That’s what makes this medium great.
You’ve not even bothered to address the length issue. The other thing at issue is the fact that for all intents and purposes this “graphic novel” is designed and formatted like any comic book. The only thing that sets it apart is it’s hardcover binding which is later released in a trade paperback binding.
It wasn’t even sold as a “novel”.
So, really, this is all about a claim made and nothing about the book is particularly revolutionary from format, subject matter or even it’s graphic handling of the narrative.
By the way, glad to know you own a dictionary.
That changes nothing. It’s amazing that you (and your compatriots) are making the sweeping assumption of this being the “first” graphic novel by virtue of an editorial decision to use the term on a jacket blurb. That’s pretty funny. So, by this assertion real poetry didn’t exist until someone made a point of referring to it as such in the book collecting the poem or poems? I guess the same rule applies to novels themselves?
That’s rich.
Posted by Benjamin D. Brucke on 11/03/2009, 07:15 AM
I’m going to try to explain this one more time…
For a long time, Will Eisner claimed to have invented the term graphic novel. In fact, he did so from the publication of CONTRACT WITH GOD basically until his death, and his story was picked up by many self-styled historians of the medium and repeated ad nauseam in enclyopedias and elswhere. But the plain fact is, Eisner did NOT invent the term “graphic novel..” “The term ‘graphic novel,’ as it applies to the ‘long form comic book,’” writes R.C. Harvey, “was originally coined in November 1964 by Richard Kyle in a newsletter circulated to all members of the Amateur Press Association.” After the term was invented, however, it did not immediately catch on with artists, publishers, or anyone else. Other terms were tried. “Visual novel,” for example, like “graphic novel,” is part of the story about the attempt to find a distinctive name for long-form sequential art narratives. Steranko’s CHANDLER: RED TIDE, for instance, was published with the term “visual novel” on the cover. Even BLOODSTAR, which was explicitly identified on the book jacket and in the introduction as a new thing, a “graphic novel,” was advertised (in one place, at least) as “The World’s First Comic Art Novel!”
Now, you may not like it, or you may think it unimportant, but the fact is, etymologically speaking, it IS significant a) where the words “graphic novel” first appear in print—first in a theoretical discussion of what the comics medium is capable of, and later on the jackets and in the promotional materials of actual books—and b) how the term has come to be used to refer to works that are not especially long, and not fiction, and so on. All of the uses and abuses of the term “graphic novel” are part of its history.

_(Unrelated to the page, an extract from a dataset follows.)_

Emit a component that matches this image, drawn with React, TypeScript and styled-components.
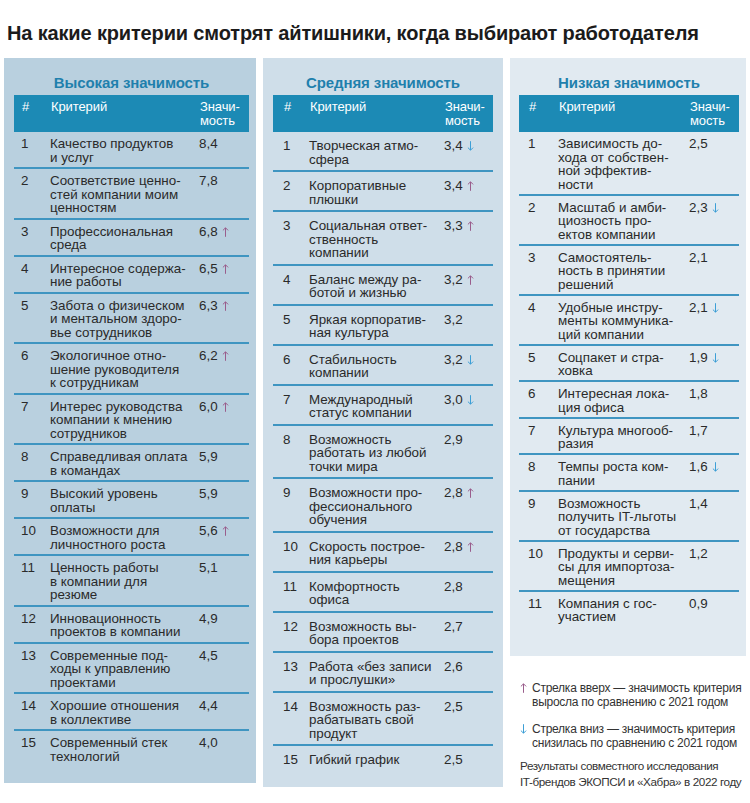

Now, once the term “graphic novel” gained acceptance, once it became synonymous with long-form comics, then it became possible to identify all kinds of books as “graphic novels,” even, *gasp*, books that appeared before the term was invented (although, ironically, when Richard Kyle coined the term, he was thinking not about what had been achieved in the medium but what COULD BE achieved, i.e., he was thinking about the future, not the past.)

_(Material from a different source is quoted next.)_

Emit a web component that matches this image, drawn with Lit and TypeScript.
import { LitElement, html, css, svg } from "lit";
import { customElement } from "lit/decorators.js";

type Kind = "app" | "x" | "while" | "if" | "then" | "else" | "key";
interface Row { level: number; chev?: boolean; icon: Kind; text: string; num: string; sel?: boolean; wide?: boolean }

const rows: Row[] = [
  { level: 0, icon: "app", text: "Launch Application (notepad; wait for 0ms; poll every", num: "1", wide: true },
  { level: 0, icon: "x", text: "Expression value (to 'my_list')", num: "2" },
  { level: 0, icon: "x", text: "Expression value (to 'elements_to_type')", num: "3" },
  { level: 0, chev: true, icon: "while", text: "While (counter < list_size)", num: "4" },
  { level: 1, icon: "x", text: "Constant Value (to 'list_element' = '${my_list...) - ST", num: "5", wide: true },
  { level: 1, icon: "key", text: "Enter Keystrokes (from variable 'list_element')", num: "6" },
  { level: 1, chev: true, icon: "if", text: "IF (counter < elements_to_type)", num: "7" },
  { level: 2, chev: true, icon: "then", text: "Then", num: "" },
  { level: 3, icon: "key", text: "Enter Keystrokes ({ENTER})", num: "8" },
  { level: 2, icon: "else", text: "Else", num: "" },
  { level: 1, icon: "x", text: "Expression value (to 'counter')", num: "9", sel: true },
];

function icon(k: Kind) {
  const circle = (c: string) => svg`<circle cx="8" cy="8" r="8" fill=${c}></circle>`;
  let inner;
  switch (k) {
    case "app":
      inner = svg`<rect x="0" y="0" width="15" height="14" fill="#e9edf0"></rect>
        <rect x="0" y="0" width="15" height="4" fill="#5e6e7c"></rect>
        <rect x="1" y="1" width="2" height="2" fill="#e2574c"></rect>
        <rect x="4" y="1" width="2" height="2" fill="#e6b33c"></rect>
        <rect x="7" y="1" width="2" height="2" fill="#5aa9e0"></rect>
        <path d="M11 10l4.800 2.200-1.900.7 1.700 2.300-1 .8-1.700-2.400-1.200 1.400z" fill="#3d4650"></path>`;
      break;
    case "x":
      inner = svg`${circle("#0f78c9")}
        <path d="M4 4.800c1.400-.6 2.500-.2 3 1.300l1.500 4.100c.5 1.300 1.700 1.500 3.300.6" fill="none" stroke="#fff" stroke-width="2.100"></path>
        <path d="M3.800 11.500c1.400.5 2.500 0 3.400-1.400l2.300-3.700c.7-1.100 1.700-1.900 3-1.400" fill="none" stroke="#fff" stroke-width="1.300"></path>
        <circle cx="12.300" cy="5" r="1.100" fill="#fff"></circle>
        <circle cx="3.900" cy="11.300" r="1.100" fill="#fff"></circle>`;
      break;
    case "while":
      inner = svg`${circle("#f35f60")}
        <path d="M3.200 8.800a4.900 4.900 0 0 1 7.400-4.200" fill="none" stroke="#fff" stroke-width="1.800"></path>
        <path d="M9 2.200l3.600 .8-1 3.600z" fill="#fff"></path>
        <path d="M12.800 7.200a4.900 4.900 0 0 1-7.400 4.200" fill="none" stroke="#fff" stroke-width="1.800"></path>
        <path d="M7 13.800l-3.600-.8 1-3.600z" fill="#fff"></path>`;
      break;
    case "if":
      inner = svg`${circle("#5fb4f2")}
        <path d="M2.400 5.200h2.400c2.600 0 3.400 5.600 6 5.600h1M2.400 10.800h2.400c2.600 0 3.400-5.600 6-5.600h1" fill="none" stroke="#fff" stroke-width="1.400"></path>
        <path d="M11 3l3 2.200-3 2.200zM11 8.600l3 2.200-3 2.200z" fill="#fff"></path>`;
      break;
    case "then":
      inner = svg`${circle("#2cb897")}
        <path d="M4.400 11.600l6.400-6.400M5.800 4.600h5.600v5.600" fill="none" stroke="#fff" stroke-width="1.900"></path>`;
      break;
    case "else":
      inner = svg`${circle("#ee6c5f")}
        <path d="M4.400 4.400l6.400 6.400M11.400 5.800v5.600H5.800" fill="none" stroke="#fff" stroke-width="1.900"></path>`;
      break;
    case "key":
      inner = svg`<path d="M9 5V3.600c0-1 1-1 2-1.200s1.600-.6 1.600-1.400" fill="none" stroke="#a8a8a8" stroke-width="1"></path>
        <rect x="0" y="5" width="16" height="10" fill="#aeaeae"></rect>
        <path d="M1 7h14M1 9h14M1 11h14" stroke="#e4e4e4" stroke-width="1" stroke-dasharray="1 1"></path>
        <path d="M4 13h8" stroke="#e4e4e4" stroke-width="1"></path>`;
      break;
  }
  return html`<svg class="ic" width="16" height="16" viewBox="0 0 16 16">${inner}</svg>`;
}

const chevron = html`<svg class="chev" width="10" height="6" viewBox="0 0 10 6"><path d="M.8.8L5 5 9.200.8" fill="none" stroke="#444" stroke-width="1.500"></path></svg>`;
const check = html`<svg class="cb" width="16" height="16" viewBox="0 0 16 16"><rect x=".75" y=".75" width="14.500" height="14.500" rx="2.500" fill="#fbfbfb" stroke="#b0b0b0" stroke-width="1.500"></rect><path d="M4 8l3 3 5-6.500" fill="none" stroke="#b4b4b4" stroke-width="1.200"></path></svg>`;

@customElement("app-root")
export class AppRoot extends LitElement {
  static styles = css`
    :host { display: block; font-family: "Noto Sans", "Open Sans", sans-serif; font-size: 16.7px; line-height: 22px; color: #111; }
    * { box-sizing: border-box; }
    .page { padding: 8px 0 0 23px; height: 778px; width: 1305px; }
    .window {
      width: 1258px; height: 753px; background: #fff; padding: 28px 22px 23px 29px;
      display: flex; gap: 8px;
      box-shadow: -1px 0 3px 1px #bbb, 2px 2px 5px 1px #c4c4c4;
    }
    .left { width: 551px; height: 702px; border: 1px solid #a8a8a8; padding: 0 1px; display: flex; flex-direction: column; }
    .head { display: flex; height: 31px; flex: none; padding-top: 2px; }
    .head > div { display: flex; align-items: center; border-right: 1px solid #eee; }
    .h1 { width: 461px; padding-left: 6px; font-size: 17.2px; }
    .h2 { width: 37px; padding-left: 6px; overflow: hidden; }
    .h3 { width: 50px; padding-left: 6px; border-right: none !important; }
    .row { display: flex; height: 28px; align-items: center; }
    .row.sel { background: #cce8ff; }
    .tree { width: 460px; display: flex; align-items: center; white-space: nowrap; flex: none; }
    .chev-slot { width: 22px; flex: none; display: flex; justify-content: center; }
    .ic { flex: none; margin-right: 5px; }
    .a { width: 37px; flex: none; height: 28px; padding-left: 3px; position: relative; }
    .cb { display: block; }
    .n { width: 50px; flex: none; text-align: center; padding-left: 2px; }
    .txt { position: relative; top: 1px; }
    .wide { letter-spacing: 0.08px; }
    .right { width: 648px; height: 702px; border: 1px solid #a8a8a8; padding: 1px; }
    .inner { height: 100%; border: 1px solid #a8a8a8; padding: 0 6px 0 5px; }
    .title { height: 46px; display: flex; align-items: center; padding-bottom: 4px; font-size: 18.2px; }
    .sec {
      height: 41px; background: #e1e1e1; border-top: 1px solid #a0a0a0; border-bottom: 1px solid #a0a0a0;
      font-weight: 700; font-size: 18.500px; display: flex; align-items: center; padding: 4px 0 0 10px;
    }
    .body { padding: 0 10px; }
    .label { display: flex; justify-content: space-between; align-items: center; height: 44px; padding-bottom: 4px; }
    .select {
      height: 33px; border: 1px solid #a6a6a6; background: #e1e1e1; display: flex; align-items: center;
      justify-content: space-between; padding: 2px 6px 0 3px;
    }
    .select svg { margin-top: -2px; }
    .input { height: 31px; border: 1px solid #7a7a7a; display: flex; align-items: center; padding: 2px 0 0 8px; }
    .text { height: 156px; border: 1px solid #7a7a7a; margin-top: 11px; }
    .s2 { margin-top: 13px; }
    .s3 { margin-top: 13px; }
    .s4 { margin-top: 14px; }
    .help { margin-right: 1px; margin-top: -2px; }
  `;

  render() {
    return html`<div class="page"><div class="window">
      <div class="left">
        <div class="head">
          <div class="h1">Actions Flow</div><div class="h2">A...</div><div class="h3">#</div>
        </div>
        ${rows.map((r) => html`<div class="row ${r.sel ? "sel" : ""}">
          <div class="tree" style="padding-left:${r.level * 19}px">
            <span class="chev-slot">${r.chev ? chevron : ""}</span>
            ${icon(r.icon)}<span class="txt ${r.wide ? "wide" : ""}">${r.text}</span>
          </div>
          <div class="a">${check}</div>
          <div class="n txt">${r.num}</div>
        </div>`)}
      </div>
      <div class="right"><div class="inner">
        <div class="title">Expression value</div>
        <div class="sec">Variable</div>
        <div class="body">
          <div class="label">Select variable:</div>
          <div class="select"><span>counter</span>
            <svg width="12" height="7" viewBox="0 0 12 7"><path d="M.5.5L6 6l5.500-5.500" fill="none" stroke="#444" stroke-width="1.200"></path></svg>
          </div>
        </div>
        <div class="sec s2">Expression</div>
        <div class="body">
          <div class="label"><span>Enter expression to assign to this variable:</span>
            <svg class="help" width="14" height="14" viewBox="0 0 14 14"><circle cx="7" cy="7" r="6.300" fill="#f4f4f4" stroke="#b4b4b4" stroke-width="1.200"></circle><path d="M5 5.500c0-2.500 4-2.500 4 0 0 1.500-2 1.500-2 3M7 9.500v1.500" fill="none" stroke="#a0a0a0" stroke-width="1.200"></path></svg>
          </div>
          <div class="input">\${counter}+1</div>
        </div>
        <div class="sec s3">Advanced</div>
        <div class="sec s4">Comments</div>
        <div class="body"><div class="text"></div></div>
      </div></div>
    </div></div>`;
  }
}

Thus, BLACKMARK is now called a graphic novel, even though it was not referred to as such at the time of its publication. (In fact, nobody even thought to look for the first graphic novel—a fool’s errand, IMHO, but that’s another story—before the term gained wider acceptance.) And some, like you, Rich, give it a prominent place in the history of graphic novels. But BLACKMARK’s place in the history of graphic novels, whatever that place is, is distinct from its place in the history of the term “graphic novel.” Simply put, BLACKMARK has NO special place in etymology of the term “graphic novel”; BLOODSTAR does.
Look back in this topic. I never said that BLOODSTAR was the first graphic novel. I repeat: I NEVER SAID THAT BLOODSTAR WAS THE FIRST GRAPHIC NOVEL. What I said was that it was “one of the first long-form comics to be packaged and marketed explicitly as a ‘graphic novel.’” And whether you like it or not, that is precisely what gives BLOODSTAR its special place in the etymology of the term “graphic novel.”

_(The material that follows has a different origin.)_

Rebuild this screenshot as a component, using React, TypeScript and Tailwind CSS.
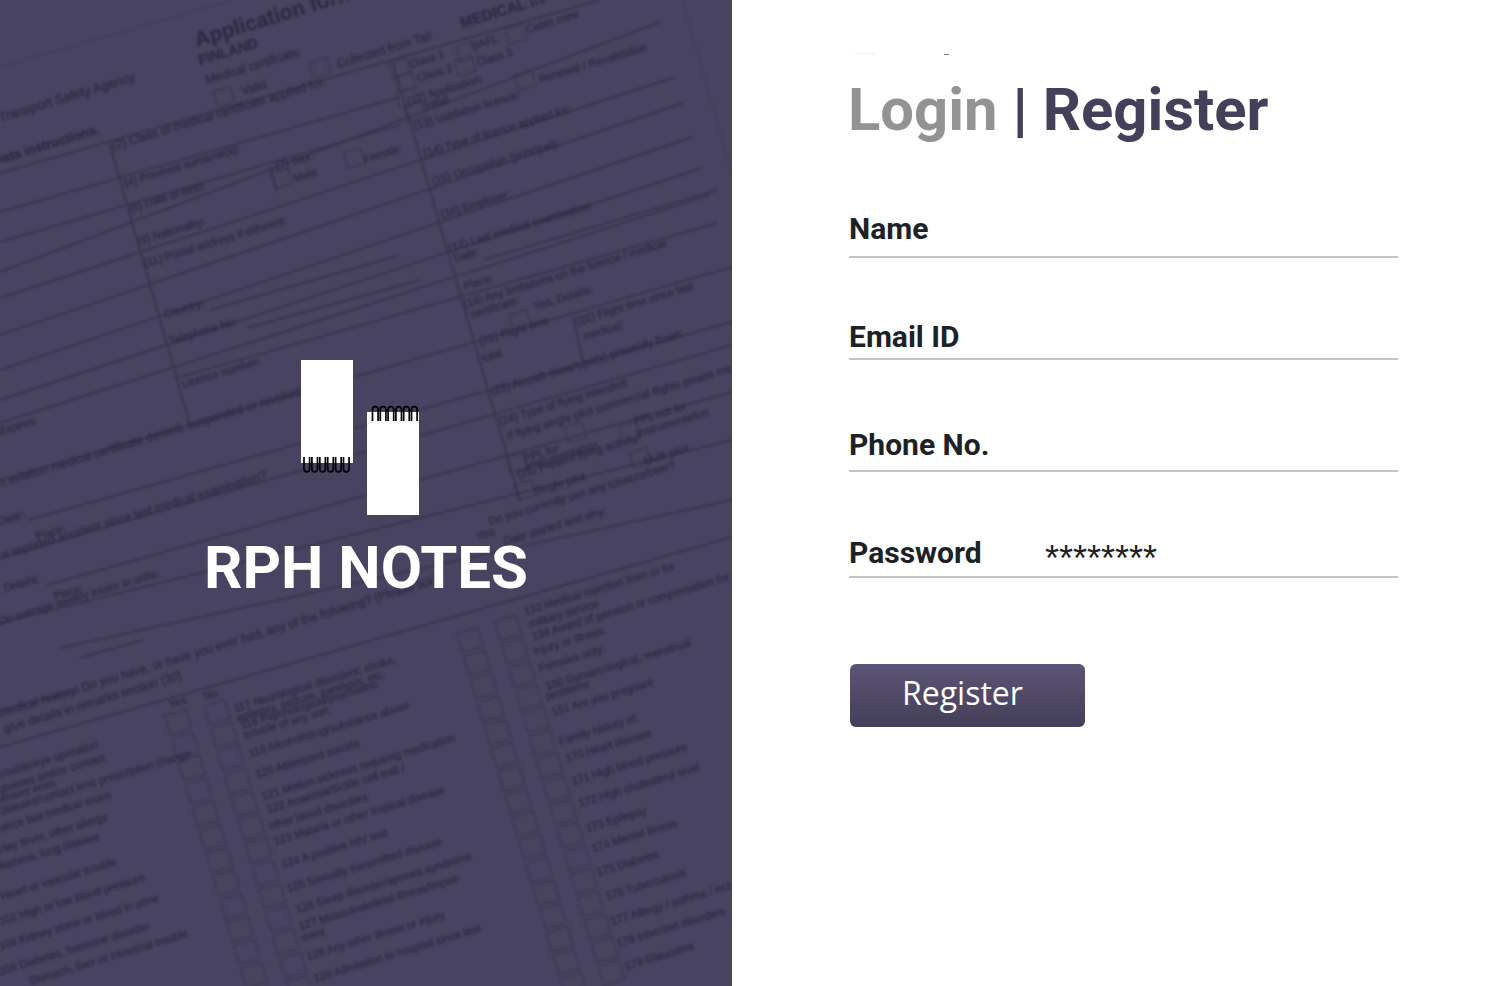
const fields = [
  { label: 'Name', rowClass: 'h-[60px] pb-[9px]' },
  { label: 'Email ID', rowClass: 'h-[102px] pb-[3px]' },
  { label: 'Phone No.', rowClass: 'h-[112px] pb-[7px]' },
  { label: 'Password', value: '********', rowClass: 'h-[106px] pb-[5px]' },
]

// backdrop lines, in page pixels: x1 y1 x2 y2
const formLines = [
  [110, 145, 190, 425],
  [393, 63, 520, 500],
  [573, 317, 583, 362],
  [270, 167, 277, 192],
  [0, 173, 600, 0],
  [0, 212, 400, 97],
  [0, 242, 400, 125],
  [0, 272, 660, 22],
  [0, 298, 675, 77],
  [0, 335, 683, 103],
  [0, 370, 693, 137],
  [0, 400, 702, 168],
  [0, 423, 710, 195],
  [177, 378, 717, 223],
  [0, 480, 732, 267],
  [28, 520, 732, 322],
  [0, 558, 732, 345],
  [47, 585, 732, 392],
  [0, 623, 732, 440],
  [60, 648, 732, 500],
  [0, 710, 80, 690],
  [80, 658, 143, 640],
  [0, 747, 732, 537],
  [210, 310, 400, 255],
  [247, 328, 420, 280],
  [483, 260, 717, 190],
]

const faintLines = [
  [0, 67, 233, 0],
  [682, 0, 732, 173],
]

// backdrop text, in page pixels: x y text size weight
const formTexts: [number, number, string, number?, number?][] = [
  [197, 47, 'Application form for', 21, 700],
  [200, 65, 'FINLAND', 14, 700],
  [0, 122, 'Transport Safety Agency', 13],
  [207, 84, 'Medical certificate:', 12],
  [243, 95, 'Valid', 12],
  [338, 68, 'Collected from Tail', 12],
  [-5, 165, 'Data instructions.', 13, 700],
  [113, 150, '(2) Class of medical certificate applied for:', 12],
  [125, 187, '(4) Previous surname(s):', 11],
  [277, 170, '(7) Sex:', 11],
  [365, 163, 'Female:', 11],
  [295, 182, 'Male', 11],
  [130, 212, '(6) Date of birth:', 11],
  [138, 245, '(9) Nationality:', 11],
  [145, 267, '(11) Postal address if different:', 11],
  [462, 28, 'MEDICAL IN', 15, 700],
  [527, 33, 'Cabin crew', 11],
  [410, 68, 'Class 1', 11],
  [472, 50, 'UAFL', 11],
  [418, 82, 'Class 2', 11],
  [478, 66, 'Class 3', 11],
  [408, 105, '(12) Application:', 11],
  [540, 83, 'Renewal / Revalidation', 11],
  [425, 110, 'Initial', 11],
  [415, 130, '(13) Validation licence:', 11],
  [425, 157, '(14) Type of licence applied for:', 11],
  [433, 185, '(15) Occupation (principal):', 11],
  [442, 218, '(16) Employer:', 11],
  [450, 252, '(17) Last medical examination:', 11],
  [455, 262, 'Date:', 11],
  [465, 290, 'Place:', 11],
  [465, 308, '(19) Any limitations on the licence / medical', 11],
  [472, 318, 'certificate:', 11],
  [535, 310, 'Yes, Details:', 11],
  [577, 325, '(22) Flight time since last', 11],
  [585, 340, 'medical:', 11],
  [480, 345, '(21) Flight time', 11],
  [483, 362, 'total', 11],
  [165, 318, 'Country:', 11],
  [170, 345, 'Telephone No:', 11],
  [183, 388, 'Licence number:', 11],
  [0, 435, 'Expires:', 11],
  [0, 487, 'n aviation medical certificate denied, suspended or revoked by', 12],
  [0, 525, 'Date:', 11],
  [37, 540, 'Place:', 11],
  [0, 560, 'or reported accident since last medical examination?', 12],
  [5, 592, 'Details:', 11],
  [55, 600, 'Place:', 11],
  [0, 625, 'Do average weekly intake in units:', 11],
  [492, 395, '(23) Aircraft class/type(s) presently flown:', 11],
  [500, 425, '(24) Type of flying intended:', 11],
  [508, 440, 'If flying single pilot commercial flights please mark:', 11],
  [525, 462, 'PPL for', 11],
  [527, 470, 'instrumentation', 11],
  [635, 425, 'PPL not for', 11],
  [638, 437, 'instrumentation', 11],
  [518, 478, '(25) Present flying activity:', 11],
  [645, 465, 'Multi pilot', 11],
  [535, 495, 'Single pilot', 11],
  [490, 525, 'Do you currently use any tobacco/beer?', 11],
  [478, 540, 'Yes', 11],
  [505, 545, 'Date started and why:', 11],
  [525, 615, '133 Medical rejection from or for', 11],
  [530, 628, 'military service', 11],
  [533, 640, '134 Award of pension or compensation for', 11],
  [535, 655, 'injury or illness', 11],
  [540, 672, 'Females only:', 11],
  [547, 690, '150 Gynaecological, menstrual', 11],
  [547, 700, 'problems', 11],
  [553, 716, '151 Are you pregnant', 11],
  [560, 745, 'Family history of:', 11],
  [567, 762, '170 Heart disease', 11],
  [573, 785, '171 High blood pressure', 11],
  [580, 807, '172 High cholesterol level', 11],
  [587, 832, '173 Epilepsy', 11],
  [593, 852, '174 Mental illness', 11],
  [598, 876, '175 Diabetes', 11],
  [607, 900, '176 Tuberculosis', 11],
  [612, 925, '177 Allergy / asthma / eczema', 11],
  [618, 947, '178 Inherited disorders', 11],
  [626, 970, '179 Glaucoma', 11],
  [235, 712, '117 Neurological disorders; stroke,', 11],
  [238, 722, 'epilepsy, seizure, paralysis, etc.', 11],
  [242, 729, '118 Psychological/psychiatric', 11],
  [245, 739, 'trouble of any sort', 11],
  [250, 757, '119 Alcohol/drug/substance abuse', 11],
  [257, 778, '120 Attempted suicide', 11],
  [263, 800, '121 Motion sickness requiring medication', 11],
  [268, 813, '122 Anaemia/Sickle cell trait /', 11],
  [270, 830, 'other blood disorders', 11],
  [275, 845, '123 Malaria or other tropical disease', 11],
  [283, 868, '124 A positive HIV test', 11],
  [288, 892, '125 Sexually transmitted disease', 11],
  [297, 913, '126 Sleep disorder/apnoea syndrome', 11],
  [300, 930, '127 Musculoskeletal illness/impair-', 11],
  [302, 942, 'ment', 11],
  [308, 960, '128 Any other illness or injury', 11],
  [315, 982, '129 Admission to hospital since last', 11],
  [0, 717, 'medical history: Do you have, or have you ever had, any of the following? (Please tick)', 12],
  [5, 733, 'give details in remarks section (30)', 12],
  [170, 708, 'Yes', 11],
  [205, 700, 'No', 11],
  [0, 778, 'trouble/eye operation', 11],
  [0, 793, 'glasses and/or contact', 11],
  [0, 803, 'lenses worn', 11],
  [0, 815, 'Glasses/contact lens prescription change', 11],
  [0, 832, 'since last medical exam', 11],
  [0, 853, 'Hay fever, other allergy', 11],
  [0, 870, 'Asthma, lung disease', 11],
  [2, 900, 'Heart or vascular trouble', 11],
  [0, 925, '102 High or low blood pressure', 11],
  [0, 950, '108 Kidney stone or blood in urine', 11],
  [0, 975, '109 Diabetes, hormone disorder', 11],
  [30, 985, 'Stomach, liver or intestinal trouble', 11],
]

// checkbox columns on the form: first box centre and how many
const boxColumns = [
  { x: 178, y: 722, count: 13 },
  { x: 217, y: 712, count: 13 },
  { x: 470, y: 640, count: 16 },
  { x: 508, y: 628, count: 16 },
]

const singleBoxes = [
  [224, 97], [320, 68], [400, 68], [467, 52], [516, 34], [405, 82], [465, 66], [407, 98], [525, 80],
  [415, 112], [282, 178], [354, 158], [520, 320], [575, 432], [517, 463], [630, 432], [640, 458], [525, 490],
]

function NotesLogo() {
  const coils = [0, 1, 2, 3, 4, 5]
  return (
    <svg width="118" height="155" viewBox="0 0 118 155" className="block">
      <rect x="0" y="0" width="52" height="103" fill="#fff" />
      <rect x="66" y="52" width="52" height="103" fill="#fff" />
      {coils.map((i) => (
        <path key={i} d={`M${3 + i * 7.9} 97v12a2.8 2.8 0 0 0 5.6 0v-12`} fill="none" stroke="#000" strokeWidth="1.7" />
      ))}
      {coils.map((i) => (
        <path key={i} d={`M${71.5 + i * 7.8} 61v-11.5a2.8 2.8 0 0 1 5.6 0v11.5`} fill="none" stroke="#000" strokeWidth="1.7" />
      ))}
    </svg>
  )
}

function FormBackdrop() {
  return (
    <svg width="732" height="986" viewBox="0 0 732 986" className="block">
      <g stroke="#36324b" fill="none" strokeWidth="1.5">
        {formLines.map(([x1, y1, x2, y2], i) => (
          <line key={i} x1={x1} y1={y1} x2={x2} y2={y2} />
        ))}
        {faintLines.map(([x1, y1, x2, y2], i) => (
          <line key={i} x1={x1} y1={y1} x2={x2} y2={y2} strokeOpacity="0.35" strokeWidth="1" />
        ))}
        {boxColumns.map((col) =>
          Array.from({ length: col.count }, (_, i) => (
            <rect
              key={`${col.x}-${i}`}
              x={-11}
              y={-10}
              width="22"
              height="20"
              strokeOpacity="0.55"
              transform={`translate(${col.x + i * 6.9} ${col.y + i * 23}) rotate(-17)`}
            />
          ))
        )}
        {singleBoxes.map(([x, y]) => (
          <rect key={`${x}-${y}`} x={-9} y={-8} width="18" height="16" strokeOpacity="0.55" transform={`translate(${x} ${y}) rotate(-17)`} />
        ))}
      </g>
      <g fill="#2f2b43" stroke="#2f2b43" strokeWidth="0.3" fontFamily="'Liberation Sans', sans-serif">
        {formTexts.map(([x, y, text, size = 11, weight = 400]) => (
          <text key={`${x}-${y}`} x={x} y={y} fontSize={size} fontWeight={weight} transform={`rotate(-17 ${x} ${y})`}>
            {text}
          </text>
        ))}
      </g>
    </svg>
  )
}

export default function App() {
  return (
    <div className="w-[1500px] h-[986px] flex bg-white overflow-hidden font-['Roboto',sans-serif]">
      <div className="relative w-[732px] h-full bg-[#484360] overflow-hidden">
        <div className="absolute inset-0 blur-[1px]">
          <FormBackdrop />
        </div>
        <div className="relative h-full flex flex-col items-center pt-[360px]">
          <div className="mr-[12px]">
            <NotesLogo />
          </div>
          <div className="mt-[18px] text-white text-[60px] leading-[70px] font-bold">RPH NOTES</div>
        </div>
      </div>
      <div className="relative flex-1 pl-[116px] pr-[102px] pt-[74px]">
        <div className="absolute left-[212px] top-[54px] w-[5px] h-px bg-[#777777]" />
        <div className="absolute left-[122px] top-[53px] w-[22px] h-px bg-[#f2f2f2]" />
        <div className="text-[59.8px] leading-[72px] font-bold text-[#454059]">
          <span className="text-[#939393]">Login</span> <span className="font-black">|</span> Register
        </div>
        <div className="mt-[52px] ml-px flex flex-col">
          {fields.map((f) => (
            <div key={f.label} className={`${f.rowClass} flex items-end border-b-2 border-[#c4c4c4] text-[30px] leading-[36px] font-bold text-[#1c2226]`}>
              <span className="w-[196px]">{f.label}</span>
              {f.value && <span className="mb-[-6px] font-['Liberation_Sans',sans-serif] font-normal text-[36px] leading-[36px]">{f.value}</span>}
            </div>
          ))}
        </div>
        <button className="block mt-[86px] ml-[2px] w-[235px] h-[63px] pb-[6px] rounded-[6px] bg-gradient-to-b from-[#5c5475] to-[#443f58] text-white text-[32px] text-left pl-[52px] font-['Open_Sans',sans-serif]">
          Register
        </button>
      </div>
    </div>
  )
}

Posted by Benjamin D. Brucke on 11/03/2009, 08:12 AM
Correction: “encyclopedias and elsewhere” (not “enclyopedias and elswhere”). Post in haste, repent at leisure. ;)
Posted by Benjamin D. Brucke on 11/03/2009, 08:52 AM
BTW, whether or not something is a novel has nothing whatsoever to do with page count or format (small hardcover, paperback, whatever). Kerouac’s ON THE ROAD is, by all accounts, a novel, and it didn’t just become a novel when it was published, or when it was published in a particular, Rick-approved format. It was a novel from the moment Kerouac finished typing it out on what he called “the scroll,” a continuous, one hundred and twenty-foot long coil of paper. It was a novel when it was published in hardcover; it was a novel when it was published it paperback; it’s a novel when someone reads it as a pirated PDF on the Web; and so on. Similarly, Mary Shelley’s FRANKENSTEIN was a novel when it was written out longhand; it was a novel when it appeared in various hardcover and softcover editions from established publishers; it was a novel when it appeared, in two different editions, at the same physical size as BLOODSTAR with illustrations by Bernie Wrightson; it’s a novel when someone uses a Web browser to read it as an HTML or TXT file from Project Gutenberg; it’s a novel on my Kindle; it’s a novel on somebody else’s iPhone, etc, etc.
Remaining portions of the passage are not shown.